14.6 During the course of litigation you will be required
to disclose to the other party or parties any
document (which includes correspondence, notes,
memoranda, electronic information, video and
audio tapes) which are or have been in your control
and which relate in any way to the issues in the
case. Not only does this cover documents which
assist your case but also documents which may
harm your case. The duty is a continuing one,
therefore documents which are discovered or
created during the course of litigation will also need
to be disclosed. You will be required to sign a
document that confirms that you have carried out
your disclosure obligations. You may be liable for
severe penalties including fines and/or
imprisonment if you deliberately fail to disclose a
relevant document. It is important that you do not
destroy any documentation that relates in any way
to the action.
14.7 In all cases involving a dispute that may lead to Court proceedings the need to comply with Court rules places responsibilities on clients and lawyers.

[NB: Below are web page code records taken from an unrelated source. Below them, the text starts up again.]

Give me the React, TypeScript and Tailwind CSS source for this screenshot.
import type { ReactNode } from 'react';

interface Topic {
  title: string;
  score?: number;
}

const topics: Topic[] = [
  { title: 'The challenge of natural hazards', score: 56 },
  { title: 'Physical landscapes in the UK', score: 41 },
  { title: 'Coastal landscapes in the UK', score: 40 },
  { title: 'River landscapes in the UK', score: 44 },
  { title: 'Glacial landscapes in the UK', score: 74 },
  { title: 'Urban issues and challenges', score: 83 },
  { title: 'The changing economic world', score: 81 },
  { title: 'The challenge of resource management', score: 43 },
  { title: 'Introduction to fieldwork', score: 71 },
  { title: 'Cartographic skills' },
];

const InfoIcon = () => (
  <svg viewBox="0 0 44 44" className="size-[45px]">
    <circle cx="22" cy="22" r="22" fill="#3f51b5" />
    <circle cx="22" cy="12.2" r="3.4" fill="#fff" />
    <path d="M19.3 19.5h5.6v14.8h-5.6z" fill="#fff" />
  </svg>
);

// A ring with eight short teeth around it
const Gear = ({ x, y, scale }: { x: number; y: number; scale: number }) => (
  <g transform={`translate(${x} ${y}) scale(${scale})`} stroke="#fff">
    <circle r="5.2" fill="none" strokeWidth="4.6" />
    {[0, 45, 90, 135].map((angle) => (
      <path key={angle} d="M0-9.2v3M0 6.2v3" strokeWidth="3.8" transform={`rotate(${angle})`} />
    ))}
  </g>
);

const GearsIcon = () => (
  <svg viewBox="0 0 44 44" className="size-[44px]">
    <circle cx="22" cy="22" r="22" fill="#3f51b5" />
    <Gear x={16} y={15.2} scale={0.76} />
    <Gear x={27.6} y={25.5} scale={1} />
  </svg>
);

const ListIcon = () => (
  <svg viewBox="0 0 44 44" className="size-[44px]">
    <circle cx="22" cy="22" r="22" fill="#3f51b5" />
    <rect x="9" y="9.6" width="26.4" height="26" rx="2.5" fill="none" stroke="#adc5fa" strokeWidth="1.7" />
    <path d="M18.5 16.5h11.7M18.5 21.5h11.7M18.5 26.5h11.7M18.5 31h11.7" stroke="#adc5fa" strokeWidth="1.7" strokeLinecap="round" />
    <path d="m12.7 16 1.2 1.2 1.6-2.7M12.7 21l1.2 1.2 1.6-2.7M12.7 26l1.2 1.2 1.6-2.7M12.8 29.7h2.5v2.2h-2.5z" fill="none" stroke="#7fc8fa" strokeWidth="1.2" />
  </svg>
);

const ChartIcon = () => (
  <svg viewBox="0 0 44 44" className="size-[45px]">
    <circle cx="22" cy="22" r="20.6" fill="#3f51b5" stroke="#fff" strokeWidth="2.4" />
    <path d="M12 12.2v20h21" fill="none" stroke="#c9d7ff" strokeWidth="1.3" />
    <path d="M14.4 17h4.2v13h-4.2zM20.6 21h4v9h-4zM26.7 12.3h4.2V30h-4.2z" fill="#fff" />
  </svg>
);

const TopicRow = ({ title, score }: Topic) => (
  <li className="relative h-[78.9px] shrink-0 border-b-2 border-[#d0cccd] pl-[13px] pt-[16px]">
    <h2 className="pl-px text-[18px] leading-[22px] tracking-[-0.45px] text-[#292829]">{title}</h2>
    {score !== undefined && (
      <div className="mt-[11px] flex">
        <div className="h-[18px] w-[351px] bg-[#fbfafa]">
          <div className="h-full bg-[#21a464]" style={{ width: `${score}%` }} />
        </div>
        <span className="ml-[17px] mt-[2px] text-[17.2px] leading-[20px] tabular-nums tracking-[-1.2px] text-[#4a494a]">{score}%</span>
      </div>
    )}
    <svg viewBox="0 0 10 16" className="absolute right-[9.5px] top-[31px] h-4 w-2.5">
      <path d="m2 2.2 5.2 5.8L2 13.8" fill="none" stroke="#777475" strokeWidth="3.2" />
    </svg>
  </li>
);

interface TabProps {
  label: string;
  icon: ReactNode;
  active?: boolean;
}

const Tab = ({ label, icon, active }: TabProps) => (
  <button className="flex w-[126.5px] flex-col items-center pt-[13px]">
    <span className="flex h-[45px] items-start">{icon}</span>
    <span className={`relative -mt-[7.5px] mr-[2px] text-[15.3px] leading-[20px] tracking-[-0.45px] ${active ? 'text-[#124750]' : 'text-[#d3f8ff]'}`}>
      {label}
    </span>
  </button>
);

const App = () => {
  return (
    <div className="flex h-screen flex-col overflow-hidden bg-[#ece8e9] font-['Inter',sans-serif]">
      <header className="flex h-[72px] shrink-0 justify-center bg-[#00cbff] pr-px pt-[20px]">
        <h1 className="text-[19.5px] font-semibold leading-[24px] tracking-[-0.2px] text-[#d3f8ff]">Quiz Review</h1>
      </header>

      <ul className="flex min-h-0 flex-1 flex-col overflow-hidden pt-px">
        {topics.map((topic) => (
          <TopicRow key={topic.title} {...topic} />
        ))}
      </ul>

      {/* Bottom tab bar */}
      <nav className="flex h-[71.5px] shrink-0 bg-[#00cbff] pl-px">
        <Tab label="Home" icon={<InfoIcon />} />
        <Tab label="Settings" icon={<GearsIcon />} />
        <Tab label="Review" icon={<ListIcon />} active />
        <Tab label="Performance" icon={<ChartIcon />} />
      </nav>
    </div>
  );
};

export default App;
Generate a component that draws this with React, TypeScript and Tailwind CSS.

14.8 Under the Courts and Legal Services Act 1990, lawyers have a statutory duty to the Court to act with independence in the interests of justice together with a duty to comply with relevant professional conduct rules. These duties override any obligation that the lawyer may have (otherwise than under the criminal law) if it is inconsistent with them.
15 THIRD PARTY RIGHTS
For the purposes of the Contracts (Rights of Third
Parties) Act 1999 it is confirmed that our services
are only provided for our named clients and our
terms of engagement are only enforceable by you
or us and not by any third party.
16 GOVERNING LAW AND JURISDICTION
You irrevocably agree that English law shall apply
to the construction and interpretation of our
relationship and that the English Courts shall have
exclusive jurisdiction to resolve any disputes
arising in relation to it.
The above terms will apply until varied or replaced with alternative terms agreed with you in writing. Please note that no change to the terms of our agreement will be valid unless agreed in writing by a Partner of this Firm.